Breaking Down the Walls of Beauty

​Review of Impenetrable by SIS Productions

Do you think of yourself as beautiful? Whatever the answer may be, it’s more than likely you’ve been exposed to external forces that have shaped the way you perceive yourself and others that fall within certain standards of beauty. One powerful external force is the mammoth-like monster of the media sending the recurring message of the objectification of women’s bodies.

Impenetrable by Mia McCullough full-frontally deals with issues regarding the objectification of women in the media, beauty, religion, relationships, and rape culture in a compelling way. By engaging the audience through a narrative that involves sensitive topics, the show challenges the ideals entrenched in society that tend to value women for their outward appearance.

Impenetrable is inspired by true events that took place in 2007 in Glenview, a suburb of Chicago. The community in Glenview protested when an enormous billboard promoting a local spa was placed over Willow Road. The billboard depicted a young woman posing in a bikini at a beach. The controversy was sparked because of the several arrows that pointed at the model’s “problem areas” throughout her body and provided “solutions,” including botox for wrinkles and lipodissolve for cellulite. Despite the turmoil, the owner of the spa refused to remove the billboard from public view. This incident inspired Mia McCullough to work with the different issues and themes revolving around expectations of female beauty.

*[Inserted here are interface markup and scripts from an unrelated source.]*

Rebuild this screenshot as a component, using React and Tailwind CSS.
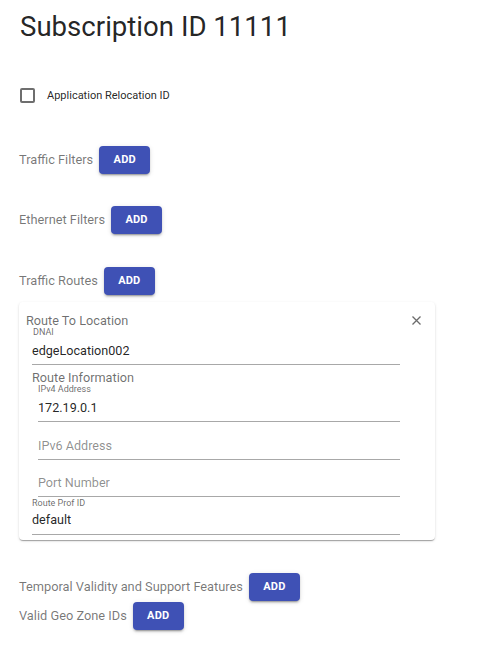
import React from "react";

function AddButton() {
  return (
    <button className="w-[51px] h-[28px] shrink-0 rounded-[4px] bg-[#3f51b5] text-white text-[11px] font-bold tracking-[0.2px] shadow-[0_3px_1px_-2px_rgba(0,0,0,0.2),0_2px_2px_0_rgba(0,0,0,0.14),0_1px_5px_0_rgba(0,0,0,0.12)] flex items-center justify-center">
      ADD
    </button>
  );
}

function Row({ label, className = "" }) {
  return (
    <div className={"flex items-center gap-[6px] " + className}>
      <span className="text-[12.8px] leading-[16px] text-[rgba(0,0,0,0.54)]">{label}</span>
      <AddButton />
    </div>
  );
}

export default function App() {
  return (
    <div className="w-[496px] h-[654px] bg-white font-['Roboto',sans-serif] pl-[19px] pt-[11px]">
      <h1 className="text-[27.6px] leading-[32px] text-[rgba(0,0,0,0.87)] pl-[1px]">Subscription ID 11111</h1>

      <div className="flex items-center mt-[45px] pl-[1px] h-[15px]">
        <div className="w-[15px] h-[15px] border-2 border-[#6e6e6e] rounded-[2px]" />
        <span className="ml-[12px] text-[11px] leading-[15px] text-[rgba(0,0,0,0.87)]">Application Relocation ID</span>
      </div>

      <Row label="Traffic Filters" className="mt-[43px]" />
      <Row label="Ethernet Filters" className="mt-[32px]" />
      <Row label="Traffic Routes" className="mt-[33px]" />

      <div className="relative mt-[7px] w-[416px] rounded-[4px] bg-white shadow-[0_2px_1px_-1px_rgba(0,0,0,0.2),0_1px_1px_0_rgba(0,0,0,0.14),0_1px_3px_0_rgba(0,0,0,0.12)] pl-[7px] pt-[12px] pb-[5px]">
        <svg className="absolute right-[14px] top-[14px]" width="9" height="9" viewBox="0 0 9 9">
          <path d="M0.5 0.5L8.5 8.5M8.5 0.5L0.5 8.5" stroke="#6b6b6b" strokeWidth="1.3" />
        </svg>
        <div className="text-[12.7px] leading-[14px] text-[rgba(0,0,0,0.58)]">Route To Location</div>

        <div className="pl-[6px]">
          <div className="w-[368px] border-b border-[#a8a8a8] pb-[5px]">
            <div className="pl-[1px] text-[9px] leading-[9px] text-[rgba(0,0,0,0.6)]">DNAI</div>
            <div className="pt-[6px] text-[12.6px] leading-[16px] text-[rgba(0,0,0,0.87)]">edgeLocation002</div>
          </div>

          <div className="mt-[6px] text-[12.7px] leading-[14px] text-[rgba(0,0,0,0.58)]">Route Information</div>

          <div className="pl-[6px]">
            <div className="w-[362px] border-b border-[#a8a8a8] pb-[5px]">
              <div className="text-[9px] leading-[9px] text-[rgba(0,0,0,0.6)]">IPv4 Address</div>
              <div className="pt-[6px] text-[12.6px] leading-[16px] text-[rgba(0,0,0,0.87)]">172.19.0.1</div>
            </div>
            <div className="mt-[16px] w-[362px] border-b border-[#a8a8a8] pb-[5px]">
              <div className="text-[12.6px] leading-[16px] text-[rgba(0,0,0,0.45)]">IPv6 Address</div>
            </div>
            <div className="mt-[15px] w-[362px] border-b border-[#a8a8a8] pb-[5px]">
              <div className="text-[12.6px] leading-[16px] text-[rgba(0,0,0,0.45)]">Port Number</div>
            </div>
          </div>

          <div className="mt-[2px] w-[368px] border-b border-[#a8a8a8] pb-[6px]">
            <div className="text-[9px] leading-[9px] text-[rgba(0,0,0,0.6)]">Route Prof ID</div>
            <div className="pt-[4px] text-[12.6px] leading-[16px] text-[rgba(0,0,0,0.87)]">default</div>
          </div>
        </div>
      </div>

      <Row label="Temporal Validity and Support Features" className="mt-[33px]" />
      <Row label="Valid Geo Zone IDs" className="mt-[1px]" />
    </div>
  );
}
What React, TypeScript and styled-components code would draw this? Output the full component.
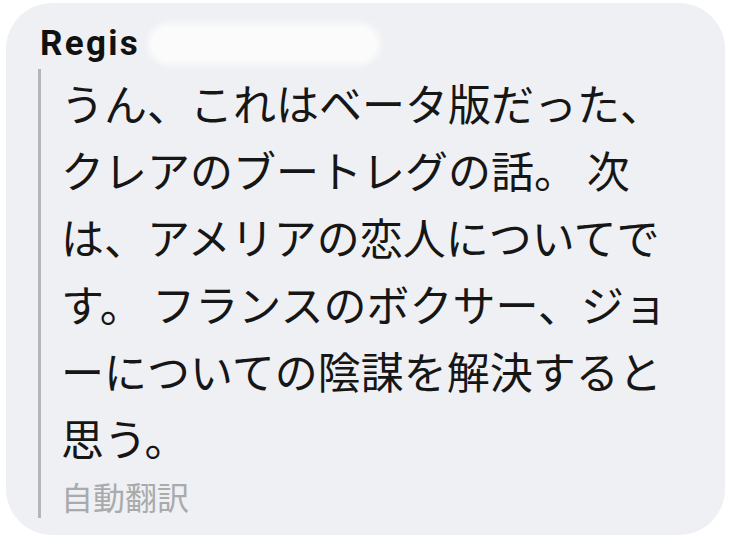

The play develops in a non-linear fashion, with a narrative that evolves as the topics filter into each other. The script places emphasis on the monologue as a vehicle for the characters to engage with the narrative in a way that is powerful and profound. As the actors perform, they describe a particular viewpoint or experience revolving around issues triggered by the billboard. The characters engage in a series of monologues as they tap into issues regarding society’s obsession with beauty and women’s fears and insecurities. Using the monologue as a vehicle for exploration of the character’s stories in the script made their sharing of experiences something that audiences could easily relate to.

In like fashion, the cast is comprised of actors who give life to characters of different ages and backgrounds, something that is effective since audience of different ages can relate and identify with the various stages in life the characters engage in. The performances are energetic and unique, with each actor projecting a particular identity and sense of individuality to their roles.

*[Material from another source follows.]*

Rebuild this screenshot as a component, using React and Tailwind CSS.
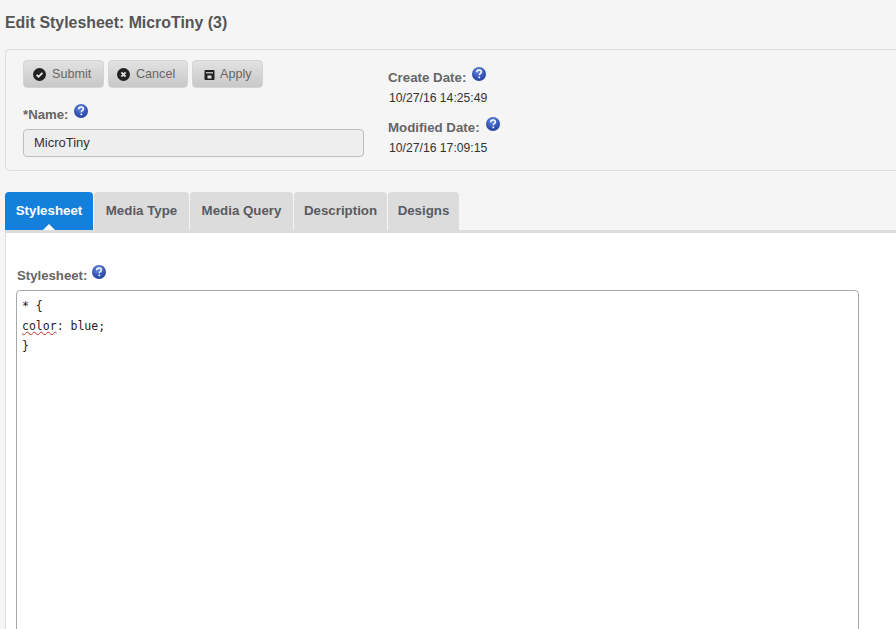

Laudable is the performance of Sara Javkhlan in the role of Cari, who at 11 years old is able to project and portray in a realistic way the issues and troubles that young women deal with, from being bullied to aspiring to develop breasts. Also laudable is the performance of Erwin Galan in the role of Mourad who showcases a powerful character full of nuances, humor, and emotion.

The setting of the play is simple yet bold, enabling the audience to feel the intimacy of the space as the actors perform. Despite the fact that none of the actors used microphones they were able to project their voices effectively. Following the train of thought of the play, the set designer, Kim Rosin, recreated a version of the billboard in the form of a dissected painting which visually represented the topics dealt throughout the play regarding the objectification of beauty, women, and their bodies. The lighting of the production added dynamism as the frequent changes in tone and brightness added subtle nuances in the transition of scenes.

Each story shared by the characters remind the audience how important it is to redefine the way women are valued in our culture, inviting us to break the walls that bind us to expectations based on sexist ideals, objectification, and hypersexualization of women.

Impenetrable is a show that people from a wide range of ages and backgrounds can benefit from, particularly because it invites viewers to engage in dialogue of important topics and issues that affect both women and men. Through the dialogue of “problem areas” in our society we can come to understand how searching for “solutions” encourage us to value women as human beings and appreciate their abilities and accomplishments over physical appearance.